A miniature meteorite unlike any other has been discovered in Antarctica.
The tiny rock, known as MM40, is the first achondritic basaltic micrometeorite ever found on Earth. Detailed analysis shows it has an unusual chemical composition the researchers say raises questions about where it originated in the Solar System and how it was created. “We have basaltic meteorites that are thought to come from an asteroid called 4 Vesta and we also have basaltic meteorites from the Moon and Mars,” said Dr. Caroline Smith, curator of meteorites at the Natural History Museum, London “But MM04’s chemistry does not match any of those places.
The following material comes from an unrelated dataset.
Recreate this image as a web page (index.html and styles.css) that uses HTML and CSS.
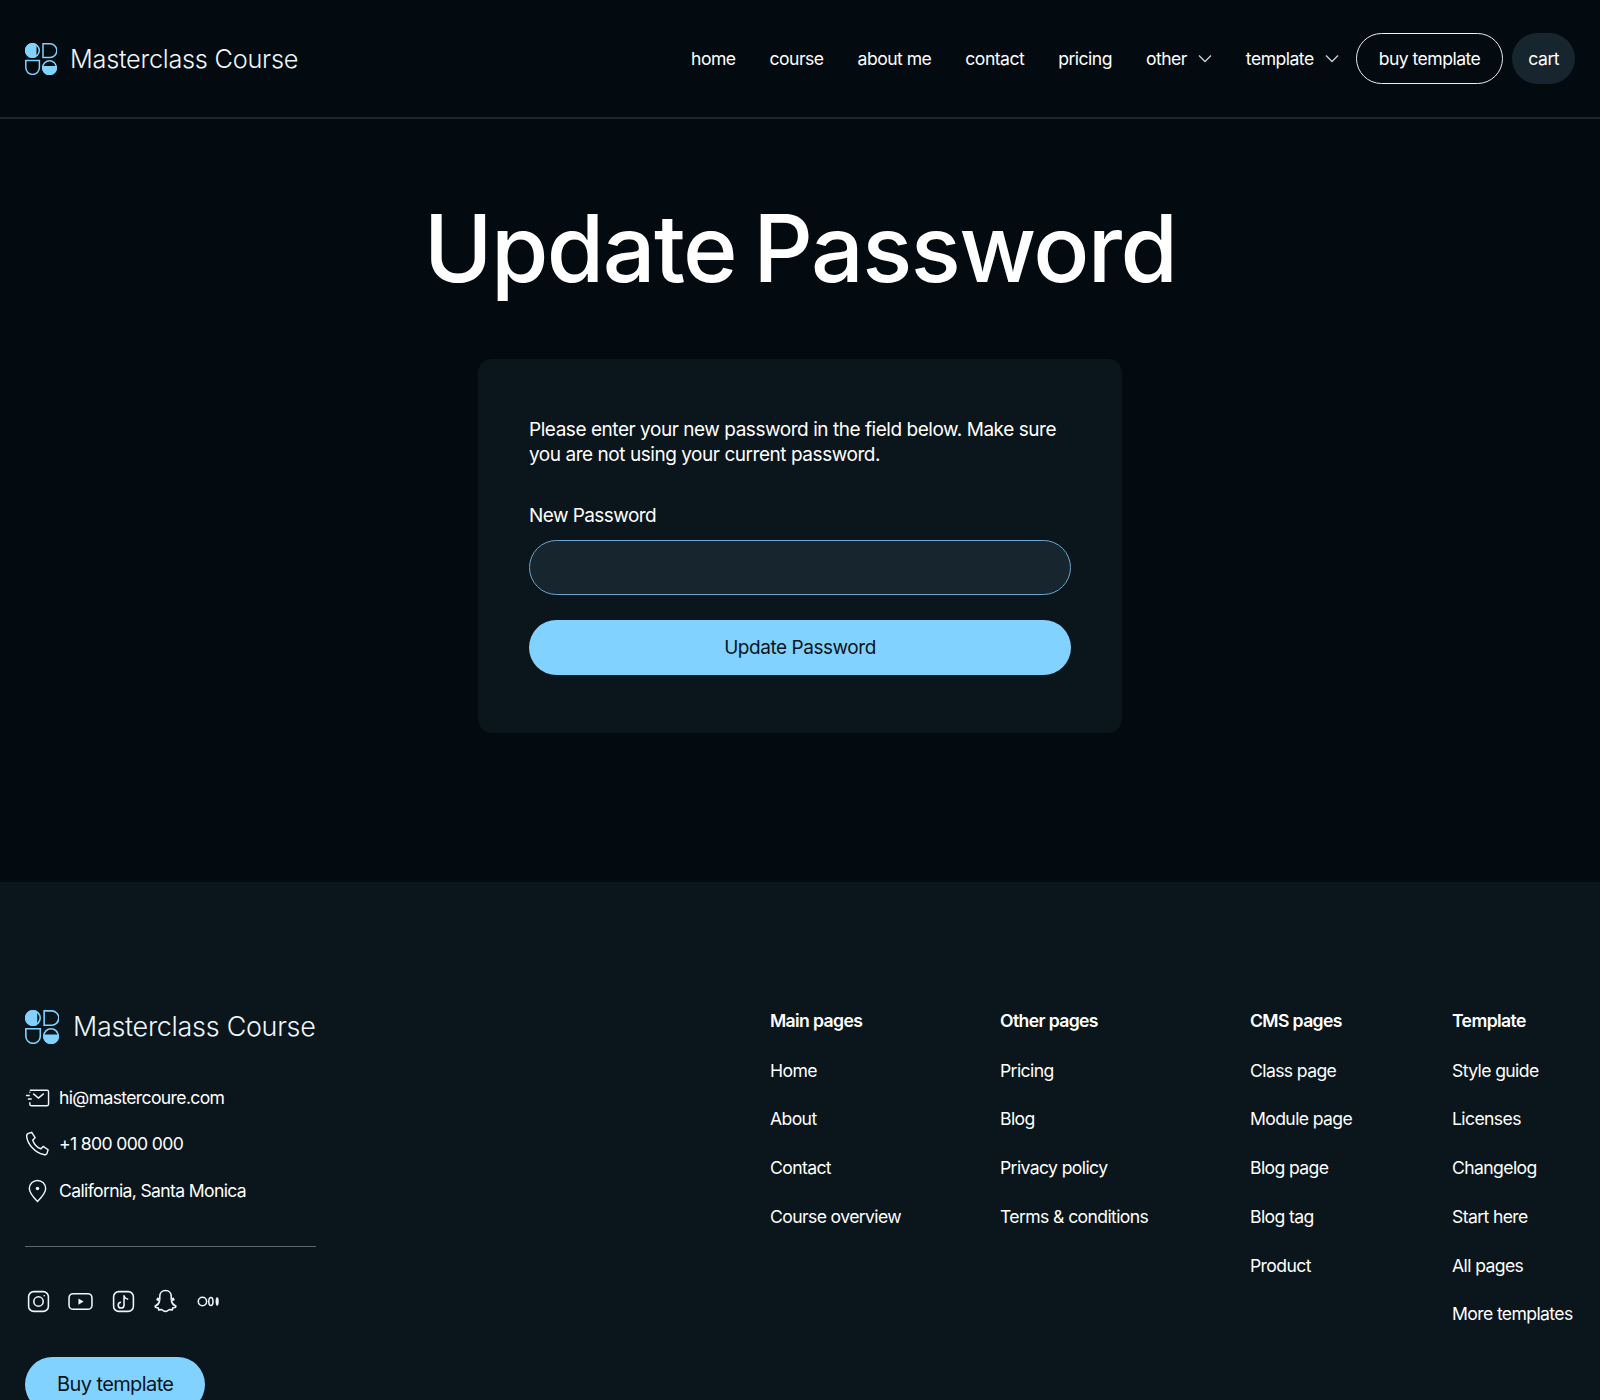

It has to be from somewhere else.
MM40 is only 150 microns across as its widest point, (.0059055 inches) or about as big as the period at the end of this sentence.
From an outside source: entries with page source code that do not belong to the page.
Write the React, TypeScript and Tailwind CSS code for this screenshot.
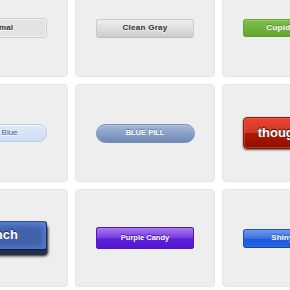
const Cell = ({ children }: { children: React.ReactNode }) => {
  return (
    <div className="flex items-center justify-center h-[98px] bg-[#eeeeee] border border-[#e6e6e6] rounded-[4px]">
      {children}
    </div>
  );
};

const App = () => {
  return (
    <div className="w-[290px] h-[290px] overflow-hidden bg-white font-['Liberation_Sans',Arial,sans-serif]">
      <div className="grid grid-cols-[repeat(3,140px)] gap-[7px] -ml-[72px] -mt-[21px]">
        <Cell>
          <button className="w-[98px] h-[20px] flex items-center justify-center bg-[#e3e3e3] border border-[#cfcfcf] rounded-[3px] shadow-[inset_0_0_1px_1px_#f3f3f3] text-[#333] text-[8px] font-bold [text-shadow:0_1px_0_#fff]">
            Minimal
          </button>
        </Cell>
        <Cell>
          <button className="w-[98px] h-[19px] flex items-center justify-center bg-linear-to-b from-[#efefef] to-[#cdcdcd] border border-[#cccccc] border-b-[#bbbbbb] rounded-[3px] text-[#333] text-[8px] font-bold tracking-[0.3px] [text-shadow:0_1px_0_#eee]">
            Clean Gray
          </button>
        </Cell>
        <Cell>
          <button className="w-[98px] h-[18px] flex items-center justify-center bg-linear-to-b from-[#7fbf4d] to-[#63a62f] border border-[#63a62f] border-b-[#5b992b] rounded-[3px] shadow-[inset_0_1px_0_0_#96ca6d] text-white text-[8px] font-bold tracking-[0.3px] [text-shadow:0_-1px_0_#4c9021]">
            Cupid Green
          </button>
        </Cell>

        <Cell>
          <button className="w-[98px] h-[18px] flex items-center justify-center bg-linear-to-b from-[#dde9f7] to-[#cfdff3] border border-[#b3c9e6] rounded-[10px] shadow-[inset_0_1px_0_0_#fff] text-[#3b5f8c] text-[8px] [text-shadow:0_1px_0_#fff]">
            Cupid Blue
          </button>
        </Cell>
        <Cell>
          <button className="w-[99px] h-[19px] flex items-center justify-center bg-linear-to-b from-[#a5b8da] to-[#7089b3] border border-[#7b8fb5] rounded-[10px] shadow-[inset_0_1px_0_0_#aec3e5] text-white text-[7.5px] font-bold uppercase [text-shadow:0_-1px_1px_#64799e]">
            Blue Pill
          </button>
        </Cell>
        <Cell>
          <button className="w-[99px] h-[32px] flex items-center justify-center bg-[linear-gradient(to_bottom,#ee432e_0%,#c63929_50%,#b51700_50%,#891100_100%)] border border-[#951100] rounded-[4px] shadow-[inset_0_0_0_1px_rgba(255,115,100,0.4),0_1px_2px_#555] text-white text-[13px] font-bold [text-shadow:0_-1px_1px_rgba(0,0,0,0.8)]">
            thoughtbot
          </button>
        </Cell>

        <Cell>
          <button className="w-[98px] h-[29px] mb-[6px] flex items-center justify-center bg-[#4162a8] border border-[#1f2d4d] border-t-[#38538c] border-b-[#151e33] rounded-[3px] shadow-[inset_0_1px_7px_1px_#5c8bee,0_1px_0_#1d2c4d,0_4px_0_#1f3053,0_5px_3px_1px_#111] text-white text-[13px] font-bold [text-shadow:0_-1px_1px_#1e2d4d]">
            Punch
          </button>
        </Cell>
        <Cell>
          <button className="w-[98px] h-[22px] flex items-center justify-center bg-[linear-gradient(to_bottom,#a877ee_0%,#7d43e4_45%,#5d1fd8_55%,#5416d4_100%)] border border-[#4a1bb5] rounded-[2px] text-white text-[7.5px] font-bold [text-shadow:0_-1px_1px_#3b0fa0]">
            Purple Candy
          </button>
        </Cell>
        <Cell>
          <button className="w-[98px] h-[19px] flex items-center justify-center bg-[linear-gradient(to_bottom,#759ae9_0%,#376fe0_50%,#1a5ad9_50%,#2463de_100%)] border border-[#1b4db3] border-t-[#1f58cc] border-b-[#174299] rounded-[3px] shadow-[inset_0_0_2px_0_rgba(57,140,255,0.8)] text-white text-[8px] font-bold [text-shadow:0_-1px_1px_#1a5ad9]">
            Shiny Blue
          </button>
        </Cell>
      </div>
    </div>
  );
};

export default App;
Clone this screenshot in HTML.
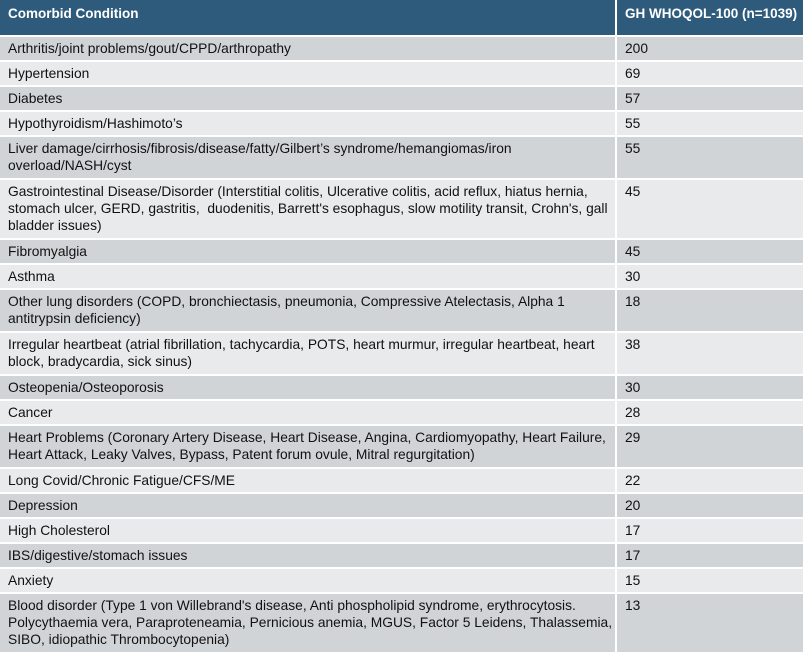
<!DOCTYPE html>
<html><head><meta charset="utf-8"><style>
html,body{margin:0;padding:0;background:#fff;}
body{width:803px;height:652px;overflow:hidden;font-family:"Liberation Sans",Arial,sans-serif;}
table{border-collapse:collapse;width:803px;table-layout:fixed;}
td,th{border:2px solid #fff;padding:3px 8px 3px 8px;font-size:13.8px;line-height:17px;color:#111;vertical-align:top;text-align:left;white-space:nowrap;overflow:hidden;}
td.m{padding-bottom:4px;}
th{background:#2e5b7c;color:#fff;font-weight:bold;height:27px;vertical-align:top;padding-top:5px;border-top:0;font-size:13.5px;}
tr:nth-child(odd) td{background:#d1d4d7;}
tr:nth-child(even) td{background:#e8eaec;}
tr td:first-child, tr th:first-child{border-left:0;}
tr td:last-child, tr th:last-child{border-right:0;}
</style></head><body>
<table>
<colgroup><col style="width:616px"><col style="width:187px"></colgroup>
<thead><tr><th>Comorbid Condition</th><th>GH WHOQOL-100 (n=1039)</th></tr></thead>
<tbody>
<tr><td>Arthritis/joint problems/gout/CPPD/arthropathy</td><td>200</td></tr>
<tr><td>Hypertension</td><td>69</td></tr>
<tr><td>Diabetes</td><td>57</td></tr>
<tr><td>Hypothyroidism/Hashimoto’s</td><td>55</td></tr>
<tr><td class="m">Liver damage/cirrhosis/fibrosis/disease/fatty/Gilbert’s syndrome/hemangiomas/iron<br>overload/NASH/cyst</td><td class="m">55</td></tr>
<tr><td class="m">Gastrointestinal Disease/Disorder (Interstitial colitis, Ulcerative colitis, acid reflux, hiatus hernia,<br>stomach ulcer, GERD, gastritis,&nbsp; duodenitis, Barrett's esophagus, slow motility transit, Crohn's, gall<br>bladder issues)</td><td class="m">45</td></tr>
<tr><td>Fibromyalgia</td><td>45</td></tr>
<tr><td>Asthma</td><td>30</td></tr>
<tr><td class="m">Other lung disorders (COPD, bronchiectasis, pneumonia, Compressive Atelectasis, Alpha 1<br>antitrypsin deficiency)</td><td class="m">18</td></tr>
<tr><td class="m">Irregular heartbeat (atrial fibrillation, tachycardia, POTS, heart murmur, irregular heartbeat, heart<br>block, bradycardia, sick sinus)</td><td class="m">38</td></tr>
<tr><td>Osteopenia/Osteoporosis</td><td>30</td></tr>
<tr><td>Cancer</td><td>28</td></tr>
<tr><td class="m">Heart Problems (Coronary Artery Disease, Heart Disease, Angina, Cardiomyopathy, Heart Failure,<br>Heart Attack, Leaky Valves, Bypass, Patent forum ovule, Mitral regurgitation)</td><td class="m">29</td></tr>
<tr><td>Long Covid/Chronic Fatigue/CFS/ME</td><td>22</td></tr>
<tr><td>Depression</td><td>20</td></tr>
<tr><td>High Cholesterol</td><td>17</td></tr>
<tr><td>IBS/digestive/stomach issues</td><td>17</td></tr>
<tr><td>Anxiety</td><td>15</td></tr>
<tr><td class="m">Blood disorder (Type 1 von Willebrand's disease, Anti phospholipid syndrome, erythrocytosis.<br>Polycythaemia vera, Paraproteneamia, Pernicious anemia, MGUS, Factor 5 Leidens, Thalassemia,<br>SIBO, idiopathic Thrombocytopenia)</td><td class="m">13</td></tr>
</tbody></table>
</body></html>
Chondritic meteorites were formed during the the Solar System’s early days before material had accreted into planets. They have not been altered by the melting and re-crystalisation that takes place during planetary formation and erosional forces similar to what Earth rocks undergo.
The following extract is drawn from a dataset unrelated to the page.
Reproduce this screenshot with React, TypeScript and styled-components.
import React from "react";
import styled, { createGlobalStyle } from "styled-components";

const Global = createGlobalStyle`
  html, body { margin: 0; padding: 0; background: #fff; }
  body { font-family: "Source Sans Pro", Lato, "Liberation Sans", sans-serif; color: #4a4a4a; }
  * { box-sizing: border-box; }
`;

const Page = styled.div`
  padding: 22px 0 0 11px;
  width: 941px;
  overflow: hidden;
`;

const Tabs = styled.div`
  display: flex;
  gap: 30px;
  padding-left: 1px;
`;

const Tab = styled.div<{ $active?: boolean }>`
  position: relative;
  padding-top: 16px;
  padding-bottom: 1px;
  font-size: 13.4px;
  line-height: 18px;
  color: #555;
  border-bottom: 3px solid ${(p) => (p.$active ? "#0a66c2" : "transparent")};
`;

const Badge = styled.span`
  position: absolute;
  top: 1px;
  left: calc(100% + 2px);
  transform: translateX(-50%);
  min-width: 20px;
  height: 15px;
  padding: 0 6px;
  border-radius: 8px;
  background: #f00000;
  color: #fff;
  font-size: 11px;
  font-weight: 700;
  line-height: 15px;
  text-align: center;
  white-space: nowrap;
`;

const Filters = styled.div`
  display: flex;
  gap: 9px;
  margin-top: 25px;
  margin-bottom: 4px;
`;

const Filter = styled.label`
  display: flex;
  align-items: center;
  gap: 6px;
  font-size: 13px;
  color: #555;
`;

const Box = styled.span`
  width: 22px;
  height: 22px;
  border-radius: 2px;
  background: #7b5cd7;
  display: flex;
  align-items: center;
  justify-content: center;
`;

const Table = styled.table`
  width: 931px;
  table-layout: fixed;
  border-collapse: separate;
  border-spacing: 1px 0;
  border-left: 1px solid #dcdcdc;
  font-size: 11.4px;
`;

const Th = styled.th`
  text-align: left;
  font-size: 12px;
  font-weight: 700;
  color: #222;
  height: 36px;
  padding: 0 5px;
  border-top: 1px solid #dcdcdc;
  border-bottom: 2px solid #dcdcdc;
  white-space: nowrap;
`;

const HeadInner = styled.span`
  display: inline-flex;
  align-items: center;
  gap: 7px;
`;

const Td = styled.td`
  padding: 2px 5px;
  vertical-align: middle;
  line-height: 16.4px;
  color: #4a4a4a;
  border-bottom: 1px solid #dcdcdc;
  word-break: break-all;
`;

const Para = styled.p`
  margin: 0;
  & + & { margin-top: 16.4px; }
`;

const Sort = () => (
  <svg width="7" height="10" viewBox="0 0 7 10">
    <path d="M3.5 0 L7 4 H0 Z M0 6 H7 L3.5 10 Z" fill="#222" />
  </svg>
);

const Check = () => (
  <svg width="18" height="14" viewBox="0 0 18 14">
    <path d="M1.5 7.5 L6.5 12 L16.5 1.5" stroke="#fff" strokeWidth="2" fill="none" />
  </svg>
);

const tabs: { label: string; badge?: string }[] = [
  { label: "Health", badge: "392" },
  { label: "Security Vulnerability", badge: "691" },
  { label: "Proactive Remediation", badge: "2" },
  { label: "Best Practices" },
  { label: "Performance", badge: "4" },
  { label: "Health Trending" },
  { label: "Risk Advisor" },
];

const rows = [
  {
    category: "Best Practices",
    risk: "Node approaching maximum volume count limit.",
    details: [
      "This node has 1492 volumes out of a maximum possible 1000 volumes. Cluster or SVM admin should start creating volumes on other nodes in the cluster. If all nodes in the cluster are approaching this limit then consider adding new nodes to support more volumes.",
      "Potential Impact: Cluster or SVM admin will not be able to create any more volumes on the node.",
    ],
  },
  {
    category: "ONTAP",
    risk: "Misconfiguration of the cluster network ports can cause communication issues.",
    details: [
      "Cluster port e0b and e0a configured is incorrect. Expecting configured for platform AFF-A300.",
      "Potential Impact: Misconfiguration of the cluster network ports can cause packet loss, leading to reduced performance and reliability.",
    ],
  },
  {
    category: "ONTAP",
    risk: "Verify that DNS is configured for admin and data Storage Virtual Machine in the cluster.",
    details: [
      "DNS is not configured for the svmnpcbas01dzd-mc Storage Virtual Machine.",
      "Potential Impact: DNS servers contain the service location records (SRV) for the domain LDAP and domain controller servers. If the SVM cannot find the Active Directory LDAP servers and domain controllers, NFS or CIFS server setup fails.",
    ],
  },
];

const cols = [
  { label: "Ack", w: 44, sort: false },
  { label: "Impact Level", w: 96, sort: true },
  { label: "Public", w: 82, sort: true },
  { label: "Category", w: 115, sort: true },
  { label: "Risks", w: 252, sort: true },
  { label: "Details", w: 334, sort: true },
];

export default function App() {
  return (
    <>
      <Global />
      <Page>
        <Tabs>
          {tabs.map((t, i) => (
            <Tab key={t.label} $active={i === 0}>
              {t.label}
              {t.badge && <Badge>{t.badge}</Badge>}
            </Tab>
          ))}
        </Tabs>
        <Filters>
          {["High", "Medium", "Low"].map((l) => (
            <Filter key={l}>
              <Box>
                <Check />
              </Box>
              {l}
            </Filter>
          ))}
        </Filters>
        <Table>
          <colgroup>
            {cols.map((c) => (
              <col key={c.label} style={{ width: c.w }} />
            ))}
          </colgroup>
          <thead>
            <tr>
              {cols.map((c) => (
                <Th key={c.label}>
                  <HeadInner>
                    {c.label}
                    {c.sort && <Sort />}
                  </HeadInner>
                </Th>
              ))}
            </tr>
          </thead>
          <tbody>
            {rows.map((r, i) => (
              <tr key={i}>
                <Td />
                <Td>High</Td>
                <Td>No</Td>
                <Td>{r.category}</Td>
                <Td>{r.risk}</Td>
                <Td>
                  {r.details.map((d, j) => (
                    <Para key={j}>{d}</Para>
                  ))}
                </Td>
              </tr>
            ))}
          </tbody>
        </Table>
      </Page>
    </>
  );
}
Achondritic meteorites, by contrast, were formed when the Solar System’s planets were coming into being. The substances in such meteorites and the processes they have undergone can give clues about how the larger bodies were formed.
The research team, led by Matthieu Gounelle from the Laboratory of Mineralogy and Cosmochemistry at the French Natural History Museum, says the discovery of this new type of basaltic meteorite expands the solar system inventory of planetary crusts. “The parent asteroid of MM40 has undergone extensive metamorphism,” the researchers write, “which ended no earlier than 7.9 million years after solar system formation. Numerical simulations of dust transport dynamics suggest that MM40 might originate from one of the recently discovered basaltic asteroids that are not members of the Vesta family.”
While its ultimate origins are a mystery it does have implications for the ways that astrochemists thought planets could be formed. The analysis of MM04 showed that the “inventory” of such processes must be expanded, said Dr. Smith.
“Micrometeorites are often seen as the ‘poor man’s space probe’,” she said. “They land on Earth fortuitously and we do not have to spend millions of dollars or euros on a robotic mission to get them.”